Le calcul de l'agrandissement devait prendre en compte la dépendance même si elle ne faisait pas l'objet de la demande d'autorisation et n'était pas liée matériellement au bâtiment principal. Le constructeur pouvait faire inscrire une restriction au registre foncier pour des travaux futurs concernant ce bâtiment.

13) Le 6 novembre 2020, le TAPI a transmis son dossier sans formuler d'observations.

14) Le 3 décembre 2020, le département a déposé des observations, concluant au rejet du recours.

Le calcul effectué s'agissant des agrandissements réalisés sans autorisation était fondé sur les plans figurant dans les dossiers. La recourante n'apportait aucun élément de nature à contredire cette analyse.

La prescription trentenaire n'avait pas pour effet de rendre autorisables des surfaces aménagées illicitement. La jurisprudence considérait que la transformation de combles en locaux chauffés, dotés de fenêtres et par conséquent habitables était un agrandissement dont les limites devaient respecter les conditions de l'art. 42 al. 3 OAT. Ainsi, même si les conditions d'habitabilité étaient garanties, une telle transformation ne pouvait être autorisée.

Rien n'empêchait la recourante de déposer une requête pour les travaux qu'elle qualifiait de petites rénovations et de remises au goût du jour. C'était la totalité des travaux qui avait été examinée et il n'appartenait pas à l'autorité de les modifier en fonction de ce qui était autorisable ou non.

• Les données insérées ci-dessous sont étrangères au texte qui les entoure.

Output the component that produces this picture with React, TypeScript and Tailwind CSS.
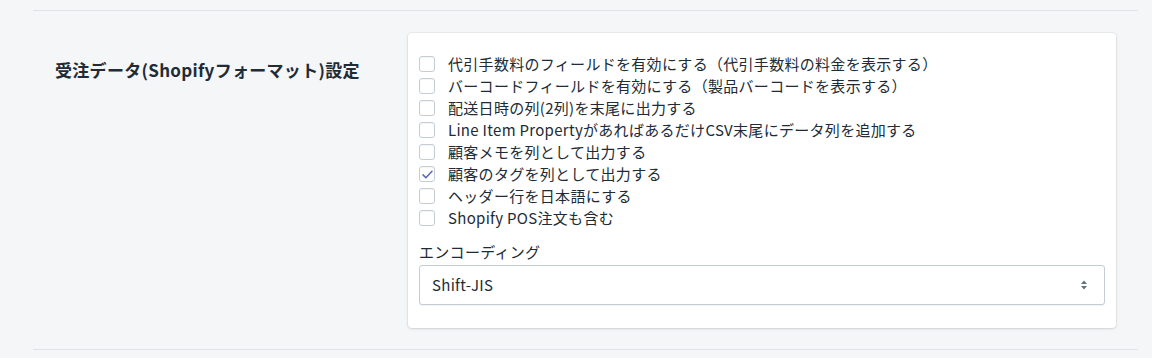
const options = [
  { label: "代引手数料のフィールドを有効にする（代引手数料の料金を表示する）", checked: false },
  { label: "バーコードフィールドを有効にする（製品バーコードを表示する）", checked: false },
  { label: "配送日時の列(2列)を末尾に出力する", checked: false },
  { label: "Line Item PropertyがあればあるだけCSV末尾にデータ列を追加する", checked: false },
  { label: "顧客メモを列として出力する", checked: false },
  { label: "顧客のタグを列として出力する", checked: true },
  { label: "ヘッダー行を日本語にする", checked: false },
  { label: "Shopify POS注文も含む", checked: false },
];

function Checkbox({ checked }: { checked: boolean }) {
  return (
    <span className="grid h-4 w-4 shrink-0 place-items-center rounded-[3px] border border-[#c4cdd5] bg-white shadow-[inset_0_1px_1px_rgba(0,0,0,0.04)]">
      {checked && (
        <svg viewBox="0 0 16 16" className="h-[13px] w-[13px]" fill="none">
          <path d="M2.5 8.5l3.5 3.5 7.5-8" stroke="#5c6ac4" strokeWidth="2" strokeLinecap="round" strokeLinejoin="round" />
        </svg>
      )}
    </span>
  );
}

export default function App() {
  return (
    <div
      className="h-[358px] w-full bg-[#f4f6f8] text-[#212b36]"
      style={{ fontFamily: '"Noto Sans CJK JP", "Open Sans", sans-serif' }}
    >
      <div className="ml-[33px] mr-[14px] h-[11px] border-b border-[#dfe3e8]" />
      <div className="ml-[33px] mr-[14px] flex border-b border-[#dfe3e8] pb-[21px] pt-[22px]">
        <div className="w-[375px] shrink-0 pl-[22px] pt-[26px]">
          <h2 className="text-[17px] font-semibold leading-[22px] tracking-[0.3px]">受注データ(Shopifyフォーマット)設定</h2>
        </div>
        <div className="w-[708px] rounded-[4px] bg-white px-[11px] pb-[23px] pt-[20px] shadow-[0_0_0_1px_rgba(63,63,68,0.05),0_1px_3px_0_rgba(63,63,68,0.15)]">
          <ul className="flex flex-col">
            {options.map((o) => (
              <li key={o.label} className="flex h-[22px] items-center gap-[13px] text-[15px] leading-[22px] tracking-[0.3px]">
                <Checkbox checked={o.checked} />
                <span className="whitespace-nowrap">{o.label}</span>
              </li>
            ))}
          </ul>
          <div className="mt-[12px]">
            <div className="text-[15px] leading-[22px] tracking-[0.3px]">エンコーディング</div>
            <div className="mt-[2px] flex h-[40px] items-center justify-between rounded-[3px] border border-[#c4cdd5] bg-white pl-[12px] pr-[15px] shadow-[0_1px_0_rgba(22,29,37,0.05)]">
              <span className="text-[15px] tracking-[0.3px]">Shift-JIS</span>
              <svg viewBox="0 0 10 14" className="h-[14px] w-[10px]" fill="#637381">
                <path d="M5 2.5l3 3.5H2z" />
                <path d="M5 11.5L2 8h6z" />
              </svg>
            </div>
          </div>
        </div>
      </div>
    </div>
  );
}
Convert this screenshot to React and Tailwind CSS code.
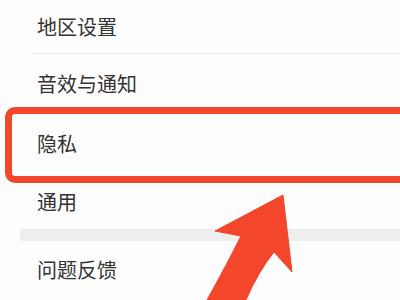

La recourante ne démontrait pas le potentiel ou l'ampleur de l'agrandissement de la dépendance. Aucune unité ni lien matériel avec le projet litigieux ne pouvait être établi. En outre, la deuxième construction n'avait jamais été autorisée selon une décision constatatoire du 24 octobre 2003. Les constructions illicites ne pouvaient en aucun cas bénéficier des possibilités offertes par l'art. 24c de la loi fédérale sur l'aménagement du territoire du 22 juin 1979 (LAT - RS 700).

15) Les parties ont été informées le 22 janvier 2021 que la cause était gardée à juger, la recourante ayant renoncé à répliquer dans le délai qui lui avait été fixé.

EN DROIT

1) Interjeté en temps utile devant la juridiction compétente, le recours est recevable (art. 132 de la loi sur l'organisation judiciaire du 26 septembre 2010 - LOJ - E 2 05 ; art. 62 al. 1 let. a de la loi sur la procédure administrative du 12 septembre 1985 - LPA - E 5 10).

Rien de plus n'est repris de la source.